TO BE DONE:
Take each line that has the word "this" and return it.

DATA PROVIDED:
########################################

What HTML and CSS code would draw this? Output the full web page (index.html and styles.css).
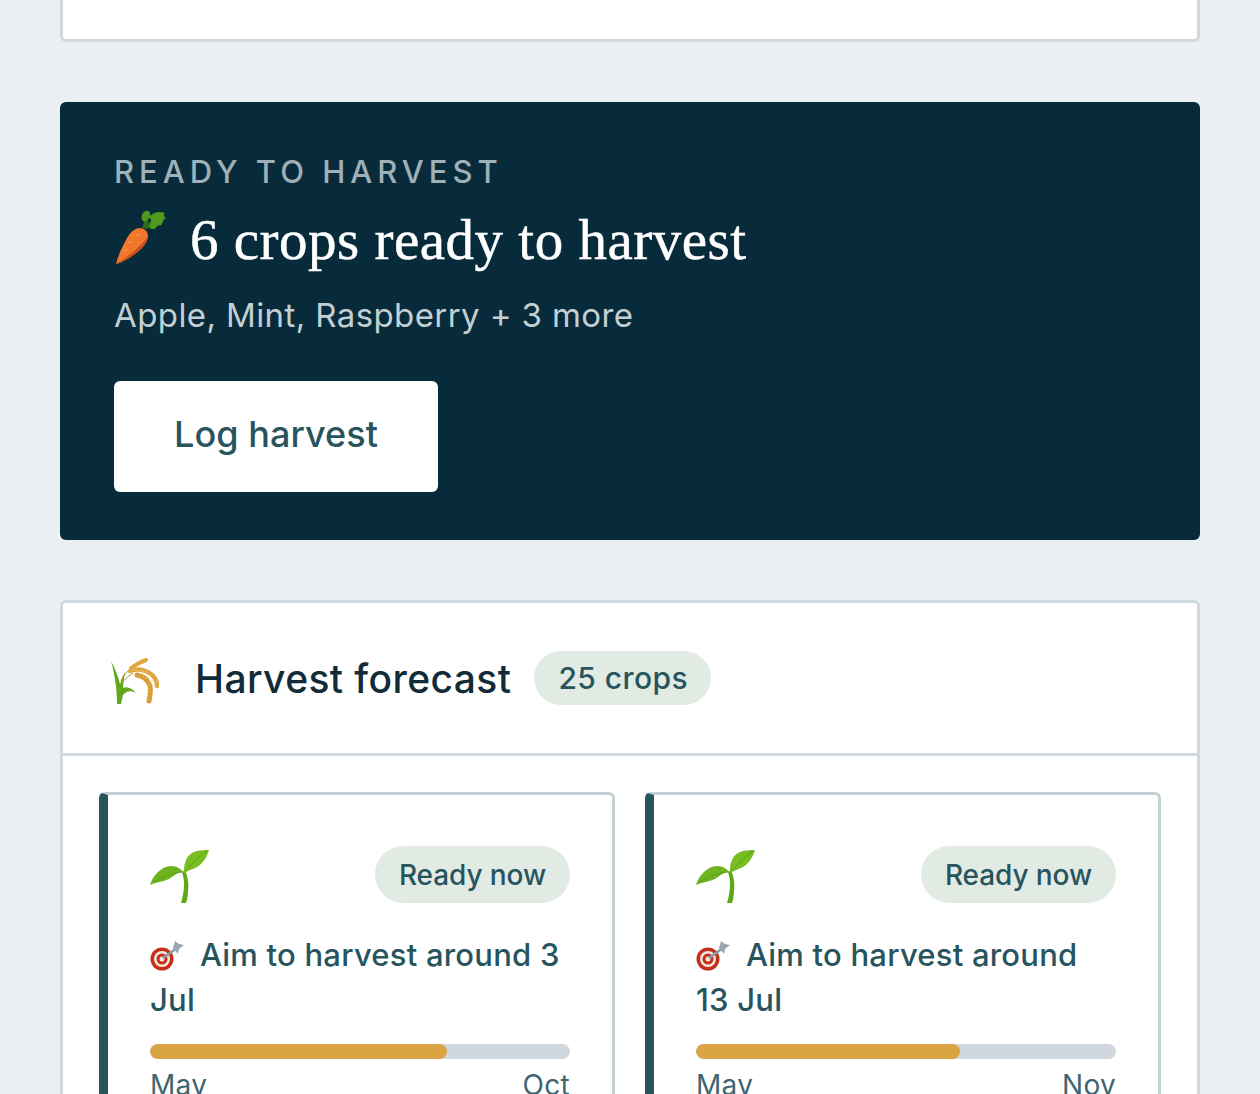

########################################

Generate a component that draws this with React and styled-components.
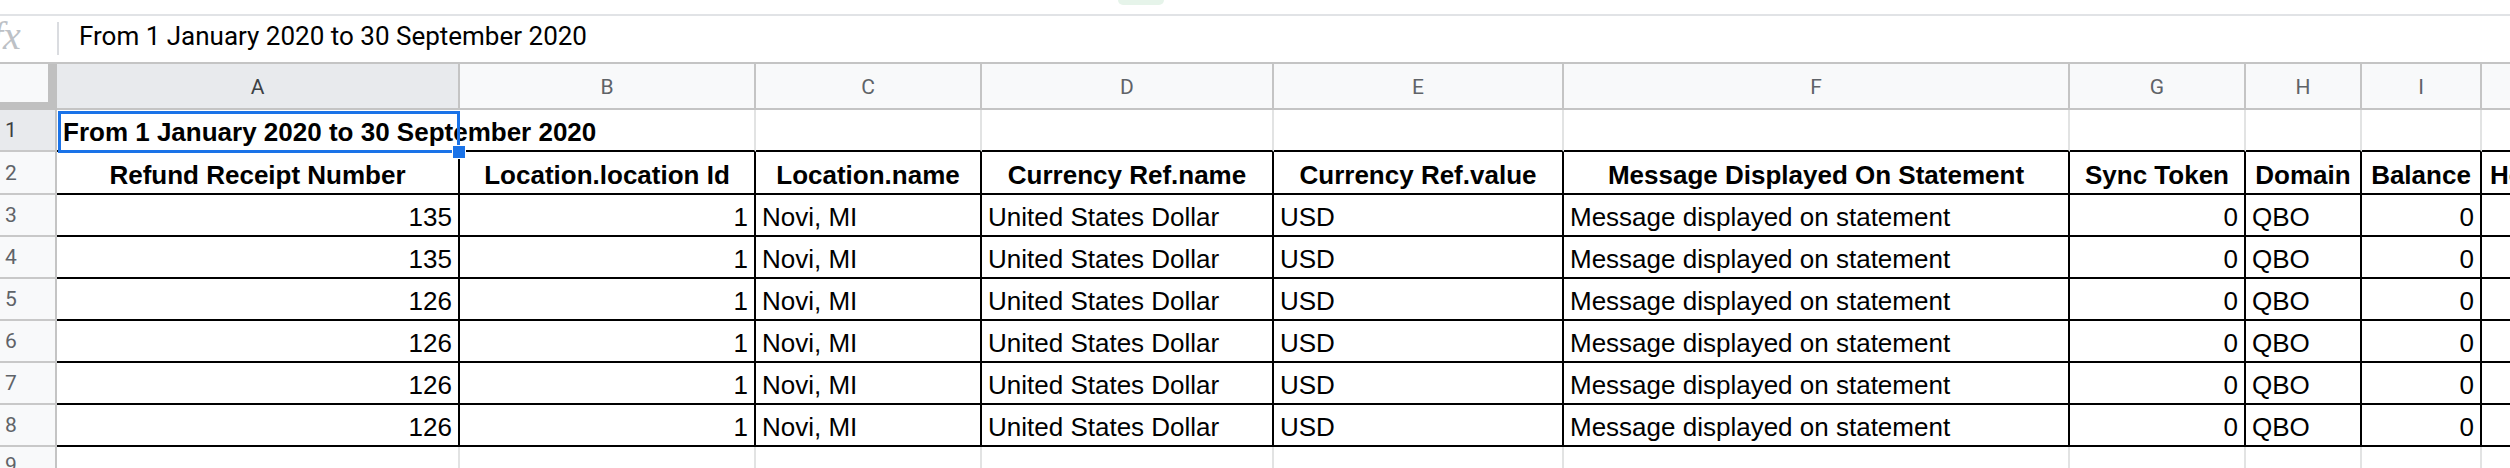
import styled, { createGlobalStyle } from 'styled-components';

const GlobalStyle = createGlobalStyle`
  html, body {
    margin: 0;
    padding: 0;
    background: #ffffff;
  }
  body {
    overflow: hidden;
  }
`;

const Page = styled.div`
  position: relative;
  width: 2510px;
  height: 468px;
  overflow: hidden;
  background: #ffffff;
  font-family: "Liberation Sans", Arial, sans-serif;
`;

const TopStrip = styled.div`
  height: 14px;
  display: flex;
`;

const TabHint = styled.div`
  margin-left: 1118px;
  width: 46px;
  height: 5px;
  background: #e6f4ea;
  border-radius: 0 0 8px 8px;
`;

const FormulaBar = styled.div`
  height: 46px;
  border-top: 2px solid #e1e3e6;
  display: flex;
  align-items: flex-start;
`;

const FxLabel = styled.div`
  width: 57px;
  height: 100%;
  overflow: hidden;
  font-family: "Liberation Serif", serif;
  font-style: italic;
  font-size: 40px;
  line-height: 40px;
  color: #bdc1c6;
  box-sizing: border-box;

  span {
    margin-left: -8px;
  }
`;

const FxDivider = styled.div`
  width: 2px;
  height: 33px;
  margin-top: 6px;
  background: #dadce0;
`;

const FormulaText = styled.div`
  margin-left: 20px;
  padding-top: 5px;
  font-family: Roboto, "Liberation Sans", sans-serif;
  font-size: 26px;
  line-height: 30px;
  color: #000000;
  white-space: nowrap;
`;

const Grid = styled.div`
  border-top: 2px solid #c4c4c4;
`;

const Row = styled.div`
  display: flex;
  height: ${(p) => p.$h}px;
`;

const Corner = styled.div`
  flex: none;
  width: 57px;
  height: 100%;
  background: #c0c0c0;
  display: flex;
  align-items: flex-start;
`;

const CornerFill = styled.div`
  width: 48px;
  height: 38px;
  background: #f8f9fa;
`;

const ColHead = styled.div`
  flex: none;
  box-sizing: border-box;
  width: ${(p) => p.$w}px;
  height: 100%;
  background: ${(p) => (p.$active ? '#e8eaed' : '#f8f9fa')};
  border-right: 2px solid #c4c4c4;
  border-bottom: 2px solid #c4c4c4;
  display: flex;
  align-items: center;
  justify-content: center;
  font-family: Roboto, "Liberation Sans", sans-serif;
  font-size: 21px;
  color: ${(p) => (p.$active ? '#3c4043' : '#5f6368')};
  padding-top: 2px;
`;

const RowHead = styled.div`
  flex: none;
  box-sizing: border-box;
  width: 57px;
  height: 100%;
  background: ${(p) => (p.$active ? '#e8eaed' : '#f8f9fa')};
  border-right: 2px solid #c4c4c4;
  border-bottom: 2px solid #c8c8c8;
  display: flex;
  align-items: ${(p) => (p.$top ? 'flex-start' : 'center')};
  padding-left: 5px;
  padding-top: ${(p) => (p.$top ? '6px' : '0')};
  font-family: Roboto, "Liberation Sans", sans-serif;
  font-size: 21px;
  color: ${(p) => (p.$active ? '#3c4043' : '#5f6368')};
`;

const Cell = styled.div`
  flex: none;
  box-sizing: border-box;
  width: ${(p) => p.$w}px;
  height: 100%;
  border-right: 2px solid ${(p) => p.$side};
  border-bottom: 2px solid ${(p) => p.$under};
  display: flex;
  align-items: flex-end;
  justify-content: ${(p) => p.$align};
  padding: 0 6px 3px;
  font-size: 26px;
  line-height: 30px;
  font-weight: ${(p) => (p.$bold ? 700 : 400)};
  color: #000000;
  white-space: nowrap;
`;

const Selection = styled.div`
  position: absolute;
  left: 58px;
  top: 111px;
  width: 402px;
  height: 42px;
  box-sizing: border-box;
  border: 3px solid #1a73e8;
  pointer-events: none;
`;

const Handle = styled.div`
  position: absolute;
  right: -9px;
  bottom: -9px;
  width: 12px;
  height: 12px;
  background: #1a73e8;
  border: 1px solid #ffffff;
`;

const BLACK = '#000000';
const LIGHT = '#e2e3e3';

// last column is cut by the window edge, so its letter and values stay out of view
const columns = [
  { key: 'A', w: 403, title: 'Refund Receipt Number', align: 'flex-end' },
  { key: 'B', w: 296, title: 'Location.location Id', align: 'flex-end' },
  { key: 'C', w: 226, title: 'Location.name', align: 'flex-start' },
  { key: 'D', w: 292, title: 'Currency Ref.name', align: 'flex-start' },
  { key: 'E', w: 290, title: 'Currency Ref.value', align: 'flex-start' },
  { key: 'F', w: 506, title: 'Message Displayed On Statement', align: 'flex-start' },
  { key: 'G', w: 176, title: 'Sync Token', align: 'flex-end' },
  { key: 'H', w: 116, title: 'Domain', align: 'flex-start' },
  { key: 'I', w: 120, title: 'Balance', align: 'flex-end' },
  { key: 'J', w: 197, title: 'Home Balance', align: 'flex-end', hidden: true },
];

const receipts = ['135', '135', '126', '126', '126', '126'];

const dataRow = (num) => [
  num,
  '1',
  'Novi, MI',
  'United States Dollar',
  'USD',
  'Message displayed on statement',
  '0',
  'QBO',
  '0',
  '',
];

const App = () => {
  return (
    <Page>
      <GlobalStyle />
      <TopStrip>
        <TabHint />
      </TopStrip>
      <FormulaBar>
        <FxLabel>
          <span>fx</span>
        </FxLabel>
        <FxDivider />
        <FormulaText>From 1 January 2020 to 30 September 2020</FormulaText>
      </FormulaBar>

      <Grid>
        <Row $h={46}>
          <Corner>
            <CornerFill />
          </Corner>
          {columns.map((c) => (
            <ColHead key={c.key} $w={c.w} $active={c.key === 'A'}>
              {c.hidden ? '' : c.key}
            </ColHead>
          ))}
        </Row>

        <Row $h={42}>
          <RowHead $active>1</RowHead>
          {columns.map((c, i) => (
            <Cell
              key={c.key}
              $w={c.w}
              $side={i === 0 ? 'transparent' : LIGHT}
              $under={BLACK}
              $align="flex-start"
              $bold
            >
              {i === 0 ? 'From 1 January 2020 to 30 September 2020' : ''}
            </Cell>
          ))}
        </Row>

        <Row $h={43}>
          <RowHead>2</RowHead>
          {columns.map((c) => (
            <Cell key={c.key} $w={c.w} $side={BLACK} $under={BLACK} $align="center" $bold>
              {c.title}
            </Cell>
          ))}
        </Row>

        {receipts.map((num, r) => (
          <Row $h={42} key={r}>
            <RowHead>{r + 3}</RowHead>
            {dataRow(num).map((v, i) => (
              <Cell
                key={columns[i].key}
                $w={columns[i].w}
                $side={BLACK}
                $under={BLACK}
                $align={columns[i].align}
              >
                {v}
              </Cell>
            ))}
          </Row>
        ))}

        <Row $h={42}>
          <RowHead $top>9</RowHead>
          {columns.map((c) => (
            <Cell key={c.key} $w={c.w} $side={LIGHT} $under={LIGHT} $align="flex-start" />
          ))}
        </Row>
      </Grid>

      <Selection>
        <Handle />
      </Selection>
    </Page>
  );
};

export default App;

########################################

ANSWER:
What HTML and CSS code would draw this? Output the full web page (index.html and styles.css).
Generate a component that draws this with React and styled-components.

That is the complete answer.